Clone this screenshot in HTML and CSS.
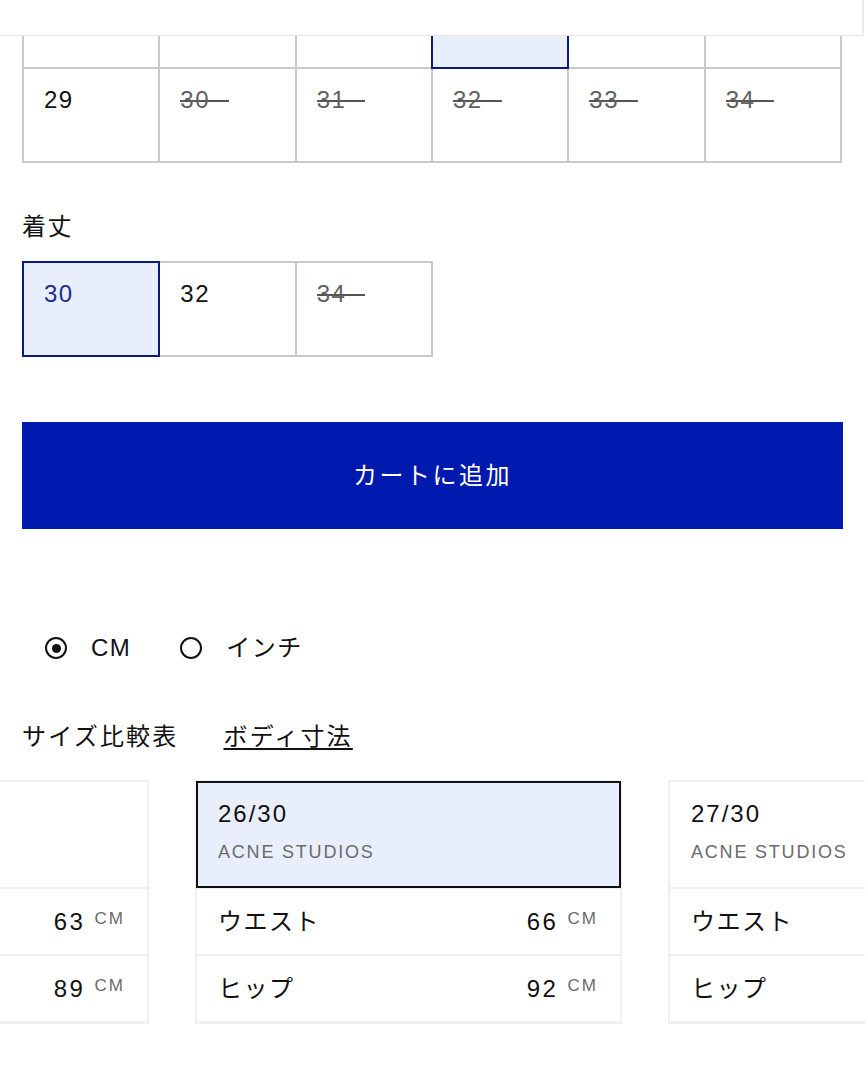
FILE: index.html
```html
<!DOCTYPE html>
<html lang="ja">
<head>
<meta charset="utf-8">
<title>サイズ選択</title>
<link rel="stylesheet" href="styles.css">
</head>
<body>
<div class="topbar"></div>
<main class="content">
  <div class="grid grid-6 first">
    <div class="cell"></div>
    <div class="cell"></div>
    <div class="cell"></div>
    <div class="cell selected"></div>
    <div class="cell"></div>
    <div class="cell"></div>
    <div class="cell"><span class="num">29</span></div>
    <div class="cell"><span class="num off">30</span></div>
    <div class="cell"><span class="num off">31</span></div>
    <div class="cell"><span class="num off">32</span></div>
    <div class="cell"><span class="num off">33</span></div>
    <div class="cell"><span class="num off">34</span></div>
  </div>

  <div class="label">着丈</div>
  <div class="grid grid-3">
    <div class="cell selected"><span class="num">30</span></div>
    <div class="cell"><span class="num">32</span></div>
    <div class="cell"><span class="num off">34</span></div>
  </div>

  <button class="cart">カートに追加</button>

  <div class="units">
    <label class="radio"><span class="dot checked"></span><span>CM</span></label>
    <label class="radio"><span class="dot"></span><span>インチ</span></label>
  </div>

  <div class="tabs">
    <span class="tab">サイズ比較表</span>
    <span class="tab active">ボディ寸法</span>
  </div>
</main>

<section class="cards">
  <div class="track">
    <div class="card">
      <div class="card-head">
        <div class="size">25/30</div>
        <div class="brand">ACNE STUDIOS</div>
      </div>
      <div class="row"><span>ウエスト</span><span class="val">63 <sup>CM</sup></span></div>
      <div class="row"><span>ヒップ</span><span class="val">89 <sup>CM</sup></span></div>
    </div>
    <div class="card current">
      <div class="card-head">
        <div class="size">26/30</div>
        <div class="brand">ACNE STUDIOS</div>
      </div>
      <div class="row"><span>ウエスト</span><span class="val">66 <sup>CM</sup></span></div>
      <div class="row"><span>ヒップ</span><span class="val">92 <sup>CM</sup></span></div>
    </div>
    <div class="card">
      <div class="card-head">
        <div class="size">27/30</div>
        <div class="brand">ACNE STUDIOS</div>
      </div>
      <div class="row"><span>ウエスト</span><span class="val">69 <sup>CM</sup></span></div>
      <div class="row"><span>ヒップ</span><span class="val">95 <sup>CM</sup></span></div>
    </div>
  </div>
</section>
</body>
</html>
```

FILE: styles.css
```css
* { box-sizing: border-box; }
html, body { margin: 0; padding: 0; background: #fff; }
body {
  width: 865px;
  height: 1080px;
  overflow: hidden;
  font-family: "Liberation Sans", "Noto Sans CJK JP", sans-serif;
  font-size: 24px;
  line-height: 28px;
  letter-spacing: 1.5px;
  color: #111;
}

.topbar {
  position: relative;
  z-index: 2;
  height: 36px;
  width: 864px;
  background: #fff;
  border-bottom: 1px solid #e6e6e6;
  border-right: 2px solid #ececec;
}

.content {
  padding: 0 22px;
}

.grid {
  display: grid;
  gap: 2px;
  padding: 2px;
  background: #c9c9c9;
  grid-auto-rows: 92px;
}
.grid-6 { grid-template-columns: repeat(6, 1fr); width: 820px; }
.grid-3 { grid-template-columns: repeat(3, 1fr); width: 411px; }
.grid.first { margin-top: -63px; }

.cell {
  background: #fff;
  padding: 17px 20px 0;
}
.cell.selected {
  background: #e8eefb;
  outline: 2px solid #0c1a7c;
  position: relative;
  z-index: 1;
}
.cell.selected .num { color: #1a2d8f; }

.num { display: inline-block; }
.num.off {
  color: #606060;
  padding-right: 19px;
  background: linear-gradient(#555, #555) no-repeat 0 14px / 100% 2px;
}

.label {
  margin-top: 50px;
  margin-bottom: 20px;
}

.cart {
  display: block;
  width: 821px;
  height: 107px;
  margin-top: 65px;
  border: 0;
  background: #0019ae;
  color: #fff;
  font: inherit;
  letter-spacing: 2.5px;
  line-height: 28px;
}

.units {
  display: flex;
  gap: 49px;
  margin-top: 105px;
  padding-left: 23px;
}
.radio {
  display: flex;
  align-items: center;
  gap: 24px;
}
.dot {
  width: 22px;
  height: 22px;
  border: 2.5px solid #111;
  border-radius: 50%;
  display: flex;
  align-items: center;
  justify-content: center;
}
.dot.checked::after {
  content: "";
  width: 9px;
  height: 9px;
  border-radius: 50%;
  background: #111;
}

.tabs {
  display: flex;
  gap: 45px;
  margin-top: 61px;
  letter-spacing: 2.2px;
}
.tab.active {
  text-decoration: underline;
  text-decoration-thickness: 2px;
  text-underline-offset: 3px;
}

.cards {
  overflow: hidden;
  margin-top: 29px;
  width: 865px;
}
.track {
  display: flex;
  gap: 46px;
  margin-left: -278px;
}
.card {
  flex: 0 0 427px;
  border: 2px solid #f0f0f0;
  border-bottom-width: 3px;
  background: #fff;
}
.card-head {
  height: 105px;
  padding: 18px 21px 0;
}
.card.current .card-head {
  background: #e8eefb;
  outline: 2px solid #111;
  outline-offset: -1px;
  position: relative;
}
.size { line-height: 28px; letter-spacing: 2px; }
.brand {
  margin-top: 13px;
  font-size: 18px;
  line-height: 22px;
  color: #6b6b6b;
  letter-spacing: 1.8px;
}
.row {
  height: 67px;
  border-top: 2px solid #f0f0f0;
  display: flex;
  align-items: center;
  justify-content: space-between;
  padding: 0 22px 0 21px;
}
.val { white-space: nowrap; letter-spacing: 2.5px; }
.val sup {
  font-size: 17px;
  color: #6b6b6b;
  letter-spacing: 2px;
  vertical-align: 6px;
  line-height: 0;
}
```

● ● ● ●

**Objective**
Without the pictures, print the whole listing exactly as given.

**Worked answer**
Clone this screenshot in HTML and CSS.
FILE: index.html
```html
<!DOCTYPE html>
<html lang="ja">
<head>
<meta charset="utf-8">
<title>サイズ選択</title>
<link rel="stylesheet" href="styles.css">
</head>
<body>
<div class="topbar"></div>
<main class="content">
  <div class="grid grid-6 first">
    <div class="cell"></div>
    <div class="cell"></div>
    <div class="cell"></div>
    <div class="cell selected"></div>
    <div class="cell"></div>
    <div class="cell"></div>
    <div class="cell"><span class="num">29</span></div>
    <div class="cell"><span class="num off">30</span></div>
    <div class="cell"><span class="num off">31</span></div>
    <div class="cell"><span class="num off">32</span></div>
    <div class="cell"><span class="num off">33</span></div>
    <div class="cell"><span class="num off">34</span></div>
  </div>

  <div class="label">着丈</div>
  <div class="grid grid-3">
    <div class="cell selected"><span class="num">30</span></div>
    <div class="cell"><span class="num">32</span></div>
    <div class="cell"><span class="num off">34</span></div>
  </div>

  <button class="cart">カートに追加</button>

  <div class="units">
    <label class="radio"><span class="dot checked"></span><span>CM</span></label>
    <label class="radio"><span class="dot"></span><span>インチ</span></label>
  </div>

  <div class="tabs">
    <span class="tab">サイズ比較表</span>
    <span class="tab active">ボディ寸法</span>
  </div>
</main>

<section class="cards">
  <div class="track">
    <div class="card">
      <div class="card-head">
        <div class="size">25/30</div>
        <div class="brand">ACNE STUDIOS</div>
      </div>
      <div class="row"><span>ウエスト</span><span class="val">63 <sup>CM</sup></span></div>
      <div class="row"><span>ヒップ</span><span class="val">89 <sup>CM</sup></span></div>
    </div>
    <div class="card current">
      <div class="card-head">
        <div class="size">26/30</div>
        <div class="brand">ACNE STUDIOS</div>
      </div>
      <div class="row"><span>ウエスト</span><span class="val">66 <sup>CM</sup></span></div>
      <div class="row"><span>ヒップ</span><span class="val">92 <sup>CM</sup></span></div>
    </div>
    <div class="card">
      <div class="card-head">
        <div class="size">27/30</div>
        <div class="brand">ACNE STUDIOS</div>
      </div>
      <div class="row"><span>ウエスト</span><span class="val">69 <sup>CM</sup></span></div>
      <div class="row"><span>ヒップ</span><span class="val">95 <sup>CM</sup></span></div>
    </div>
  </div>
</section>
</body>
</html>
```

FILE: styles.css
```css
* { box-sizing: border-box; }
html, body { margin: 0; padding: 0; background: #fff; }
body {
  width: 865px;
  height: 1080px;
  overflow: hidden;
  font-family: "Liberation Sans", "Noto Sans CJK JP", sans-serif;
  font-size: 24px;
  line-height: 28px;
  letter-spacing: 1.5px;
  color: #111;
}

.topbar {
  position: relative;
  z-index: 2;
  height: 36px;
  width: 864px;
  background: #fff;
  border-bottom: 1px solid #e6e6e6;
  border-right: 2px solid #ececec;
}

.content {
  padding: 0 22px;
}

.grid {
  display: grid;
  gap: 2px;
  padding: 2px;
  background: #c9c9c9;
  grid-auto-rows: 92px;
}
.grid-6 { grid-template-columns: repeat(6, 1fr); width: 820px; }
.grid-3 { grid-template-columns: repeat(3, 1fr); width: 411px; }
.grid.first { margin-top: -63px; }

.cell {
  background: #fff;
  padding: 17px 20px 0;
}
.cell.selected {
  background: #e8eefb;
  outline: 2px solid #0c1a7c;
  position: relative;
  z-index: 1;
}
.cell.selected .num { color: #1a2d8f; }

.num { display: inline-block; }
.num.off {
  color: #606060;
  padding-right: 19px;
  background: linear-gradient(#555, #555) no-repeat 0 14px / 100% 2px;
}

.label {
  margin-top: 50px;
  margin-bottom: 20px;
}

.cart {
  display: block;
  width: 821px;
  height: 107px;
  margin-top: 65px;
  border: 0;
  background: #0019ae;
  color: #fff;
  font: inherit;
  letter-spacing: 2.5px;
  line-height: 28px;
}

.units {
  display: flex;
  gap: 49px;
  margin-top: 105px;
  padding-left: 23px;
}
.radio {
  display: flex;
  align-items: center;
  gap: 24px;
}
.dot {
  width: 22px;
  height: 22px;
  border: 2.5px solid #111;
  border-radius: 50%;
  display: flex;
  align-items: center;
  justify-content: center;
}
.dot.checked::after {
  content: "";
  width: 9px;
  height: 9px;
  border-radius: 50%;
  background: #111;
}

.tabs {
  display: flex;
  gap: 45px;
  margin-top: 61px;
  letter-spacing: 2.2px;
}
.tab.active {
  text-decoration: underline;
  text-decoration-thickness: 2px;
  text-underline-offset: 3px;
}

.cards {
  overflow: hidden;
  margin-top: 29px;
  width: 865px;
}
.track {
  display: flex;
  gap: 46px;
  margin-left: -278px;
}
.card {
  flex: 0 0 427px;
  border: 2px solid #f0f0f0;
  border-bottom-width: 3px;
  background: #fff;
}
.card-head {
  height: 105px;
  padding: 18px 21px 0;
}
.card.current .card-head {
  background: #e8eefb;
  outline: 2px solid #111;
  outline-offset: -1px;
  position: relative;
}
.size { line-height: 28px; letter-spacing: 2px; }
.brand {
  margin-top: 13px;
  font-size: 18px;
  line-height: 22px;
  color: #6b6b6b;
  letter-spacing: 1.8px;
}
.row {
  height: 67px;
  border-top: 2px solid #f0f0f0;
  display: flex;
  align-items: center;
  justify-content: space-between;
  padding: 0 22px 0 21px;
}
.val { white-space: nowrap; letter-spacing: 2.5px; }
.val sup {
  font-size: 17px;
  color: #6b6b6b;
  letter-spacing: 2px;
  vertical-align: 6px;
  line-height: 0;
}
```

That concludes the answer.